■ **DESCRIPTION OF THE TASK**
All the data must come back unchanged, except that pictures are left out.

— START OF SUPPLIED MATERIAL —

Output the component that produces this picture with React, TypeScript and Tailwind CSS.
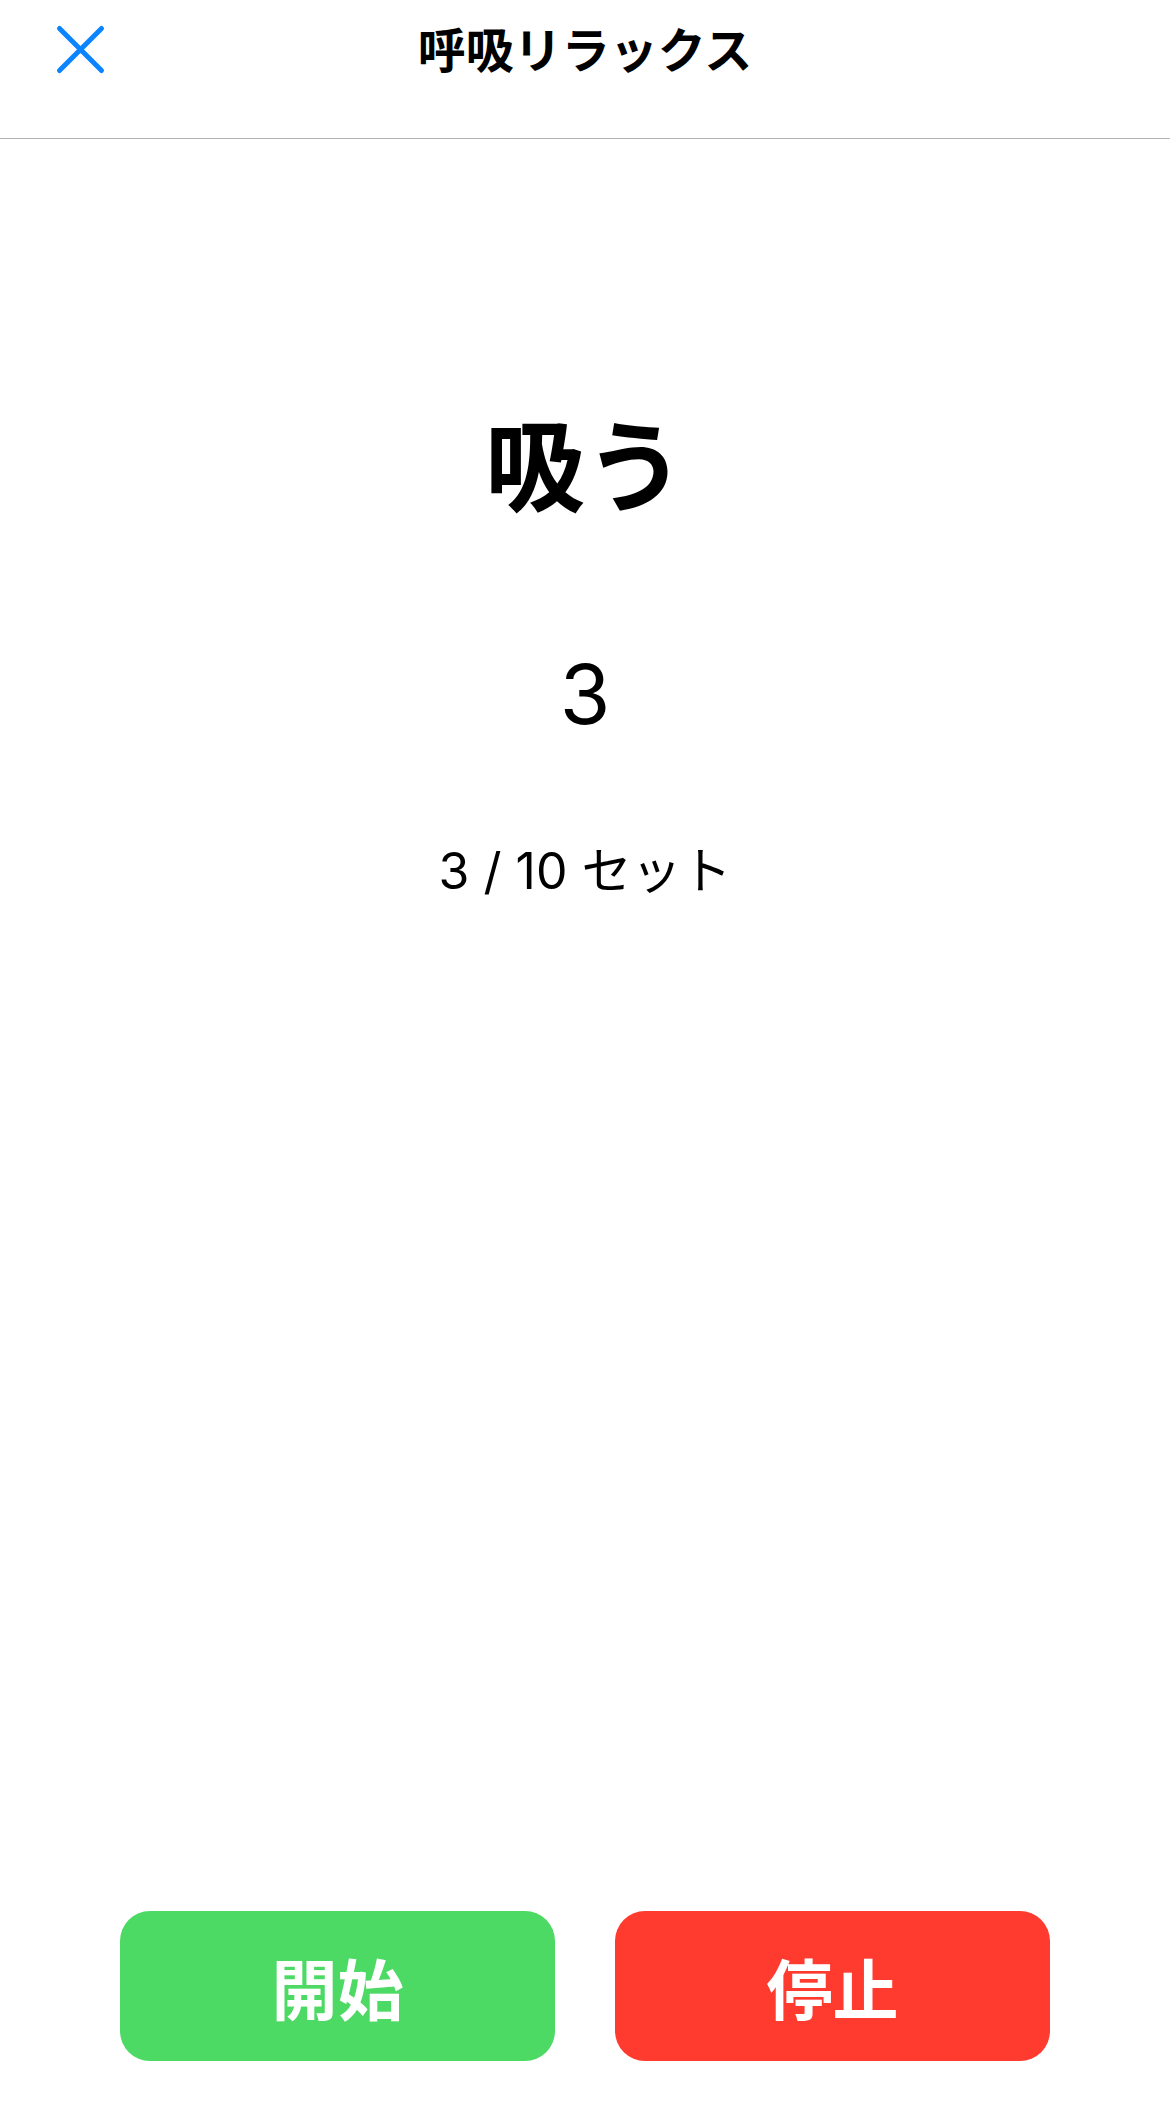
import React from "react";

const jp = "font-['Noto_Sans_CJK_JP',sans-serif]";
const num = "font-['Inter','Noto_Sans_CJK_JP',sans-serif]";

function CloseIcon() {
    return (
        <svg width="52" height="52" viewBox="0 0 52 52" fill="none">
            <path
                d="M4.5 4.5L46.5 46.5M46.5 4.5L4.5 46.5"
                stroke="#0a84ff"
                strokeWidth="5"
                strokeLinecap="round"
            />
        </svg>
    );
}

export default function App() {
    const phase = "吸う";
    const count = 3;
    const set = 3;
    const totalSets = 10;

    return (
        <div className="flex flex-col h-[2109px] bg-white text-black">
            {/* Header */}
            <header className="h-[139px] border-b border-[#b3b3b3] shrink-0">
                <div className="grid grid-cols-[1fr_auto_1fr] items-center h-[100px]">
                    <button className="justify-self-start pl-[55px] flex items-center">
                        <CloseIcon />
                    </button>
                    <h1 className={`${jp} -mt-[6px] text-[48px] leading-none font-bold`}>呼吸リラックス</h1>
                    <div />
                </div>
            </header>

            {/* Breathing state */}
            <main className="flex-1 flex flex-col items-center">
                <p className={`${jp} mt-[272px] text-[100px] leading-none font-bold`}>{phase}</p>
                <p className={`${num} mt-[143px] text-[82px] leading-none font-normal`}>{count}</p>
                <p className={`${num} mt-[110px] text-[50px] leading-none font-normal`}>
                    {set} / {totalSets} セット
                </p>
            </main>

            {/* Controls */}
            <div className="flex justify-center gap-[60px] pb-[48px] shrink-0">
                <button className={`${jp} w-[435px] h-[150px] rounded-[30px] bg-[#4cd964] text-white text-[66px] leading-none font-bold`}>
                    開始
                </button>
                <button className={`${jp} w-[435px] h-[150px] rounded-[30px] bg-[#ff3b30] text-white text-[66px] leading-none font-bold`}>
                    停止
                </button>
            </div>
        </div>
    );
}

— END OF SUPPLIED MATERIAL —

■ **ANSWER TO THIS TASK**
Output the component that produces this picture with React, TypeScript and Tailwind CSS.
import React from "react";

const jp = "font-['Noto_Sans_CJK_JP',sans-serif]";
const num = "font-['Inter','Noto_Sans_CJK_JP',sans-serif]";

function CloseIcon() {
    return (
        <svg width="52" height="52" viewBox="0 0 52 52" fill="none">
            <path
                d="M4.5 4.5L46.5 46.5M46.5 4.5L4.5 46.5"
                stroke="#0a84ff"
                strokeWidth="5"
                strokeLinecap="round"
            />
        </svg>
    );
}

export default function App() {
    const phase = "吸う";
    const count = 3;
    const set = 3;
    const totalSets = 10;

    return (
        <div className="flex flex-col h-[2109px] bg-white text-black">
            {/* Header */}
            <header className="h-[139px] border-b border-[#b3b3b3] shrink-0">
                <div className="grid grid-cols-[1fr_auto_1fr] items-center h-[100px]">
                    <button className="justify-self-start pl-[55px] flex items-center">
                        <CloseIcon />
                    </button>
                    <h1 className={`${jp} -mt-[6px] text-[48px] leading-none font-bold`}>呼吸リラックス</h1>
                    <div />
                </div>
            </header>

            {/* Breathing state */}
            <main className="flex-1 flex flex-col items-center">
                <p className={`${jp} mt-[272px] text-[100px] leading-none font-bold`}>{phase}</p>
                <p className={`${num} mt-[143px] text-[82px] leading-none font-normal`}>{count}</p>
                <p className={`${num} mt-[110px] text-[50px] leading-none font-normal`}>
                    {set} / {totalSets} セット
                </p>
            </main>

            {/* Controls */}
            <div className="flex justify-center gap-[60px] pb-[48px] shrink-0">
                <button className={`${jp} w-[435px] h-[150px] rounded-[30px] bg-[#4cd964] text-white text-[66px] leading-none font-bold`}>
                    開始
                </button>
                <button className={`${jp} w-[435px] h-[150px] rounded-[30px] bg-[#ff3b30] text-white text-[66px] leading-none font-bold`}>
                    停止
                </button>
            </div>
        </div>
    );
}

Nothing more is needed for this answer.